Do you have a renewable supply of years? Are you immortal? Is there an aging portrait in your attic?
Stop being so mean, Chump Lady!
Stop being so chumpy, Denver!
My boyfriend of 14 years cheated on me for three years
Let’s drive this home, Denver. He’s probably never not cheated on you, because a person who can conduct a long-term affair and lie to your face for
three SIX solid years is not an amateur cheater. He is an experienced cheater. He doesn’t break out in stress hives. He’s not feeling anxious. He’s cooly going about his business…. cheating on you.
He assured me it was done, but the mess that followed you’d never believe.
Oh try me. This shit is sadly very common.
His “assurances” are worthless because he’s a lying liar who lies. There’s only time and character. You made that investment in him (with more time and work, his character will improve!), and surprise, surprise — he kept cheating.
Moreover, he kept working with her. That was your first clue he wasn’t serious about fixing this.
The therapists would chime in here that he didn’t do the work! Buy the magic formula and recommit! You’re probably Googling a bunch of those services as I type.

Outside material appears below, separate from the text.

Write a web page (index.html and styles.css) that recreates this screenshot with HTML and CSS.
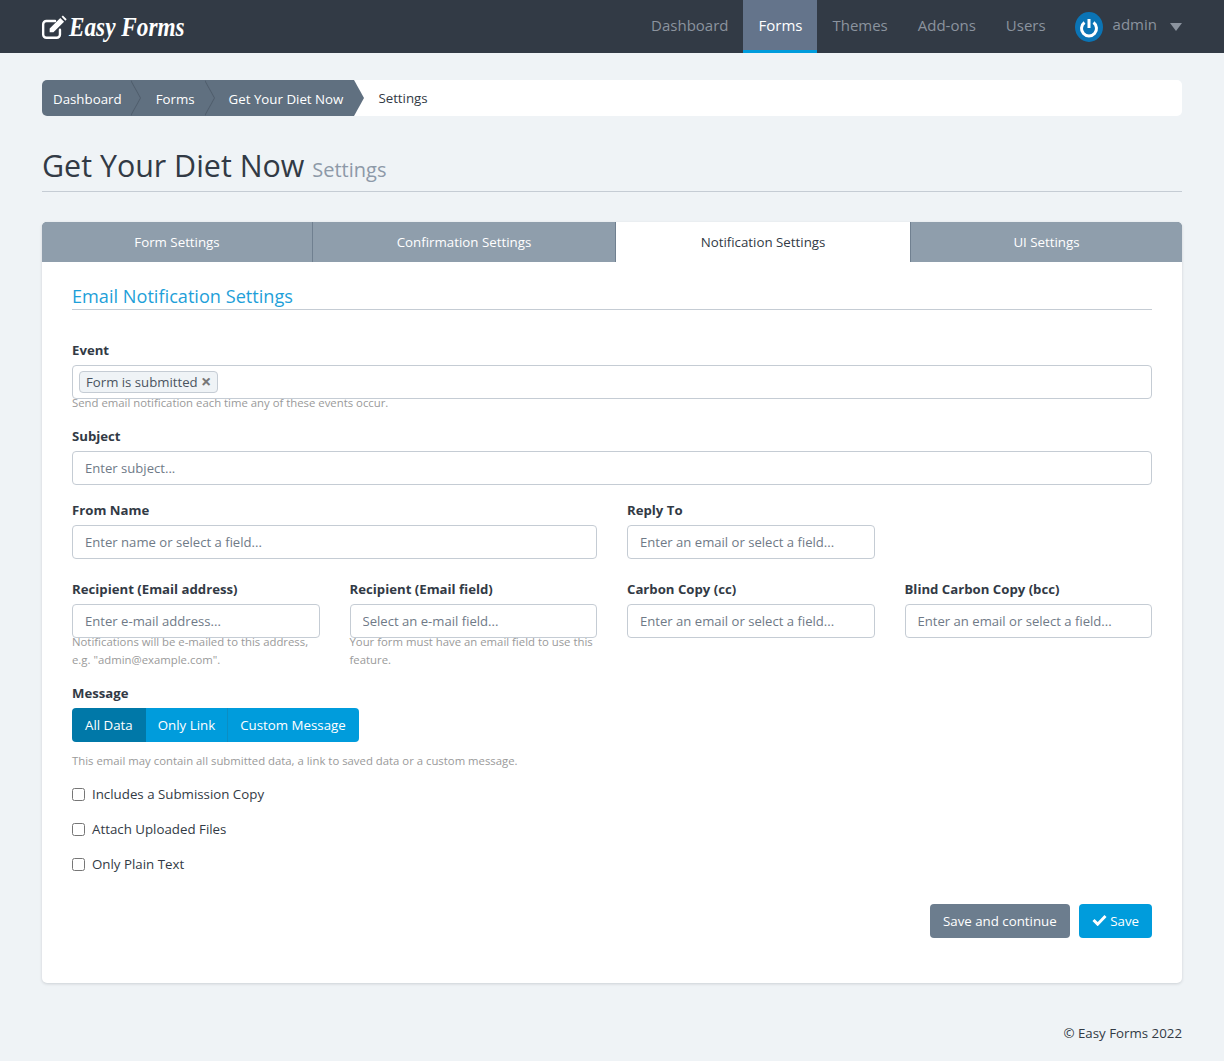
FILE: index.html

```html
<!doctype html>
<html lang="en">
  <head>
    <meta charset="UTF-8" />
    <meta name="viewport" content="width=device-width, initial-scale=1.0" />
    <title>Get Your Diet Now - Settings</title>
    <link rel="stylesheet" href="styles.css">
  </head>
  <body>
    <nav class="navbar">
      <a class="brand" href="#">
        <svg class="brand-icon" viewBox="0 0 24 24" width="26" height="26" aria-hidden="true">
          <path d="M17.500 13.500v4.500a3 3 0 0 1-3 3H5a3 3 0 0 1-3-3V8.500a3 3 0 0 1 3-3h8" fill="none" stroke="#fff" stroke-width="2.200" stroke-linecap="round"/>
          <path d="M8 12.500 17.800 2.700l3.500 3.500L11.500 16H8z M19 1.500l1.200-1 3.500 3.500-1.200 1.200z" fill="#fff"/>
        </svg>
        <span class="brand-text">Easy Forms</span>
      </a>
      <ul class="nav-links">
        <li><a href="#">Dashboard</a></li>
        <li class="active"><a href="#">Forms</a></li>
        <li><a href="#">Themes</a></li>
        <li><a href="#">Add-ons</a></li>
        <li><a href="#">Users</a></li>
      </ul>
      <div class="user-menu">
        <svg class="avatar" viewBox="0 0 28 30" width="28" height="30" aria-hidden="true">
          <ellipse cx="14" cy="15" rx="14" ry="15" fill="#0b74b5"/>
          <path d="M9.500 10.500a7.500 7.500 0 1 0 9 0" fill="none" stroke="#fff" stroke-width="3"/>
          <path d="M14 7v9" stroke="#fff" stroke-width="3"/>
        </svg>
        <span class="user-name">admin</span>
        <span class="caret"></span>
      </div>
    </nav>

    <main class="page">
      <ol class="breadcrumb">
        <li class="crumb crumb-first"><a href="#">Dashboard</a></li>
        <li class="crumb"><a href="#">Forms</a></li>
        <li class="crumb crumb-last"><a href="#">Get Your Diet Now</a></li>
        <li class="crumb-current">Settings</li>
      </ol>

      <h1 class="page-title">Get Your Diet Now <small>Settings</small></h1>

      <section class="card">
        <div class="tabs">
          <a class="tab" href="#">Form Settings</a>
          <a class="tab" href="#">Confirmation Settings</a>
          <a class="tab tab-active" href="#">Notification Settings</a>
          <a class="tab" href="#">UI Settings</a>
        </div>

        <form class="card-body">
          <h2 class="legend">Email Notification Settings</h2>

          <div class="form-group group-event">
            <label>Event</label>
            <div class="form-control tag-input">
              <span class="tag">Form is submitted <span class="tag-remove">×</span></span>
            </div>
            <p class="help">Send email notification each time any of these events occur.</p>
          </div>

          <div class="form-group group-subject">
            <label>Subject</label>
            <input class="form-control" type="text" placeholder="Enter subject...">
          </div>

          <div class="form-row row-from">
            <div class="form-group span-2">
              <label>From Name</label>
              <input class="form-control" type="text" placeholder="Enter name or select a field...">
            </div>
            <div class="form-group">
              <label>Reply To</label>
              <input class="form-control" type="text" placeholder="Enter an email or select a field...">
            </div>
          </div>

          <div class="form-row row-recipient">
            <div class="form-group">
              <label>Recipient (Email address)</label>
              <input class="form-control" type="text" placeholder="Enter e-mail address...">
              <p class="help">Notifications will be e-mailed to this address, e.g. "admin@example.com".</p>
            </div>
            <div class="form-group">
              <label>Recipient (Email field)</label>
              <input class="form-control" type="text" placeholder="Select an e-mail field...">
              <p class="help">Your form must have an email field to use this feature.</p>
            </div>
            <div class="form-group">
              <label>Carbon Copy (cc)</label>
              <input class="form-control" type="text" placeholder="Enter an email or select a field...">
            </div>
            <div class="form-group">
              <label>Blind Carbon Copy (bcc)</label>
              <input class="form-control" type="text" placeholder="Enter an email or select a field...">
            </div>
          </div>

          <div class="form-group group-message">
            <label>Message</label>
            <div class="btn-group">
              <button class="btn btn-primary is-active" type="button">All Data</button>
              <button class="btn btn-primary" type="button">Only Link</button>
              <button class="btn btn-primary" type="button">Custom Message</button>
            </div>
            <p class="help help-spaced">This email may contain all submitted data, a link to saved data or a custom message.</p>
          </div>

          <label class="check"><input type="checkbox"> Includes a Submission Copy</label>
          <label class="check"><input type="checkbox"> Attach Uploaded Files</label>
          <label class="check"><input type="checkbox"> Only Plain Text</label>

          <div class="form-actions">
            <button class="btn btn-secondary" type="button">Save and continue</button>
            <button class="btn btn-primary" type="button">
              <svg viewBox="0 0 16 13" width="15" height="12" aria-hidden="true"><path d="M1.500 6.500 6 11 14.500 2.200" fill="none" stroke="#fff" stroke-width="3.200"/></svg>
              Save
            </button>
          </div>
        </form>
      </section>

      <footer class="footer">© Easy Forms 2022</footer>
    </main>
  </body>
</html>
```

FILE: styles.css

```css
* {
  box-sizing: border-box;
}

body {
  margin: 0;
  background-color: #eff3f6;
  color: #323a45;
  font-family: "Open Sans", "Noto Sans", sans-serif;
  font-size: 13.3px;
  line-height: 20px;
}

a {
  color: inherit;
  text-decoration: none;
}

/* top bar */

.navbar {
  display: flex;
  align-items: stretch;
  height: 53px;
  padding: 0 42px;
  background-color: #323a45;
}

.brand {
  display: flex;
  align-items: center;
  gap: 2px;
  margin-right: auto;
  color: #fff;
}

.brand-icon {
  margin-left: -1px;
  margin-top: 3px;
}

.brand-text {
  display: inline-block;
  font-family: "Liberation Serif", serif;
  font-size: 28px;
  font-style: italic;
  font-weight: 700;
  transform: scaleX(0.83);
  transform-origin: left center;
}

.nav-links {
  display: flex;
  margin: 0;
  padding: 0;
  list-style: none;
}

.nav-links li {
  padding-top: 15px;
  padding-inline: 15px;
  color: #8b939e;
  font-size: 15px;
}

.nav-links li.active {
  background-color: #64748b;
  border-bottom: 3px solid #009cdc;
  color: #fff;
}

.user-menu {
  display: flex;
  align-items: center;
  gap: 10px;
  margin-left: 14px;
  color: #8b939e;
  font-size: 15px;
}

.user-name {
  margin-top: -6px;
}

.caret {
  width: 0;
  height: 0;
  margin-left: 3px;
  border-top: 8px solid #8b939e;
  border-left: 6px solid transparent;
  border-right: 6px solid transparent;
}

/* page */

.page {
  padding: 27px 42px 0;
}

.breadcrumb {
  display: flex;
  height: 36px;
  margin: 0;
  padding: 0;
  border-radius: 5px;
  background-color: #fff;
  list-style: none;
  line-height: 38px;
}

.crumb {
  position: relative;
  padding: 0 9px 0 26px;
  background-color: #607080;
  color: #fff;
}

.crumb-first {
  padding-left: 11px;
  padding-right: 8px;
  border-radius: 5px 0 0 5px;
}

.crumb-last {
  padding-right: 11px;
  padding-left: 25px;
}

.crumb::before,
.crumb::after {
  content: "";
  position: absolute;
  top: 0;
  left: 100%;
  border-top: 18px solid transparent;
  border-bottom: 18px solid transparent;
  border-left: 10px solid #607080;
}

.crumb::before {
  margin-left: 1px;
  border-left-color: #4f5d6b;
  z-index: 1;
}

.crumb::after {
  z-index: 2;
}

.crumb-last::before {
  display: none;
}

.crumb-current {
  padding-left: 24px;
  line-height: 36px;
}

.page-title {
  margin: 28px 0 30px;
  padding-bottom: 3px;
  border-bottom: 1px solid #c5ccd4;
  font-size: 30.400px;
  font-weight: 400;
  line-height: 44px;
}

.page-title small {
  color: #8d99a8;
  font-size: 20px;
  line-height: 1;
}

/* card and tabs */

.card {
  border-radius: 5px;
  background-color: #fff;
  box-shadow: 0 1px 3px rgba(50, 58, 69, 0.18);
}

.tabs {
  display: grid;
  grid-template-columns: 270px 302px 294px 1fr;
  gap: 1px;
  border-radius: 5px 5px 0 0;
  overflow: hidden;
  background-color: #708090;
}

.tab {
  height: 40px;
  background-color: #8f9eac;
  color: #fff;
  line-height: 40px;
  text-align: center;
}

.tab-active {
  background-color: #fff;
  color: #323a45;
}

.card-body {
  padding: 22px 30px 45px;
}

.legend {
  margin: 0 0 30px;
  padding-bottom: 1px;
  border-bottom: 1px solid #c5ccd4;
  color: #1e9fd9;
  font-size: 18.150px;
  font-weight: 400;
  line-height: 24px;
}

/* form */

label {
  display: block;
  margin-bottom: 5px;
  font-size: 13.200px;
  font-weight: 700;
}

.form-control {
  display: block;
  width: 100%;
  height: 34px;
  padding: 6px 12px;
  border: 1px solid #c5ccd4;
  border-radius: 4px;
  background-color: #fff;
  color: #323a45;
  font-family: inherit;
  font-size: 13.100px;
}

.form-control::placeholder {
  color: #6f7a87;
  opacity: 1;
}

.tag-input {
  padding: 5px 6px;
}

.tag {
  display: inline-block;
  height: 22px;
  padding: 0 6px;
  border: 1px solid #c5ccd4;
  border-radius: 4px;
  background-color: #eff3f6;
  color: #4a5460;
  font-size: 13.200px;
  line-height: 20px;
}

.tag-remove {
  color: #777;
  font-size: 18px;
  font-weight: 700;
  line-height: 1;
  vertical-align: -1px;
}

.help {
  margin: -5px 0 0;
  color: #9a9a9a;
  font-size: 11.350px;
  line-height: 18px;
}

.help-spaced {
  margin-top: 10px;
}

.group-event {
  height: 61px;
  margin-bottom: 25px;
}

.group-subject {
  margin-bottom: 15px;
}

.form-row {
  display: grid;
  grid-template-columns: repeat(4, 1fr);
  gap: 30px;
}

.span-2 {
  grid-column: span 2;
}

.row-from {
  margin-bottom: 20px;
}

.row-recipient {
  min-height: 85px;
  margin-bottom: 14px;
}

.group-message {
  margin-bottom: 14px;
}

.btn-group {
  display: flex;
}

.btn {
  height: 34px;
  padding: 0 13px;
  border: none;
  border-radius: 4px;
  color: #fff;
  font-family: inherit;
  font-size: 13.300px;
}

.btn-primary {
  background-color: #009cdc;
}

.btn-secondary {
  background-color: #6c7d8e;
}

.btn-group .btn {
  padding: 0 12px;
  border-radius: 0;
  border-right: 1px solid #0b8ec4;
}

.btn-group .btn:first-child {
  padding: 0 13px;
  border-radius: 4px 0 0 4px;
  border-right: none;
}

.btn-group .btn:last-child {
  padding-right: 13px;
  border-radius: 0 4px 4px 0;
  border-right: none;
}

.btn-group .is-active {
  background-color: #0078a8;
}

.check {
  display: flex;
  align-items: center;
  gap: 7px;
  height: 20px;
  margin-bottom: 15px;
  font-size: 13.300px;
  font-weight: 400;
}

.check input {
  width: 13px;
  height: 13px;
  margin: 0;
}

.form-actions {
  display: flex;
  justify-content: flex-end;
  gap: 9px;
  margin-top: 30px;
}

.footer {
  padding: 40px 0 18px;
  text-align: right;
}
```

But the reason he cheats is the same reason he won’t do the work — HE LIKES CHEATING. He loves the power. He’s pickled in entitlement. It’s good to be KING. He arranges his life this way. It WORKS for him. Women fight over him. Why would he change?
Because he might lose you?
You’re utterly replaceable, because you’re not special to him. No one is special. Just him.
This is what his TREATMENT OF YOU says. You’ve invested 14 years of your life and he’s shat on it.
there were gifts and “I love you’s” exchanged.
The OW is replaceable too. Some “love” — he has another girlfriend.
She feels he’s been lying to both of us.
Oh, this is some OW solidarity bullshit. He’s wronged us both! Whatever. OW, you fucked him knowing he had a girlfriend. You’re not part of the Universal Sisterhood. Sit down.
Though they’ve not had sex
Right. This mistress calls you up to say a man she’s not having sex with is lying to her. About what? The price of tomatoes? Climate change? You realize that neither of these people are reliable narrators.
Stop comparing notes with his latest fuck d’jour. WHY ARE YOU WITH THIS GUY?
Is this worth saving?
I’m sure his anger with her revealing everything won’t last
So, you get crumbs of his attention when he’s on the outs with Schmoopie? Long may the anger last! You’ve won the turd!
You’re completely doing the pick me dance. Who cares if he’s “angry” at being outed. HOW DO YOU FEEL?
Angry? Fed up? Hurt?
Act on YOUR feelings. Quit looking to a fuckwit to make things right. Only you can save you.
Can this be salvaged?
Why am I struggling to leave him?
I don’t know. The gravitational pull of sunk costs? His really convincing bullshit? I have theories on why chumps stay here. My advice to you is spend less time analyzing and more time acting. Leave him, go no contact, sort out your feelings later.
You know enough. None of it is good.
Just an FYI — no new podcast today. We were set to record Dr. Simon when my power went out (storms!) and we’re trying to reschedule. Got some new guests booked. Will keep you posted when we drop the next one!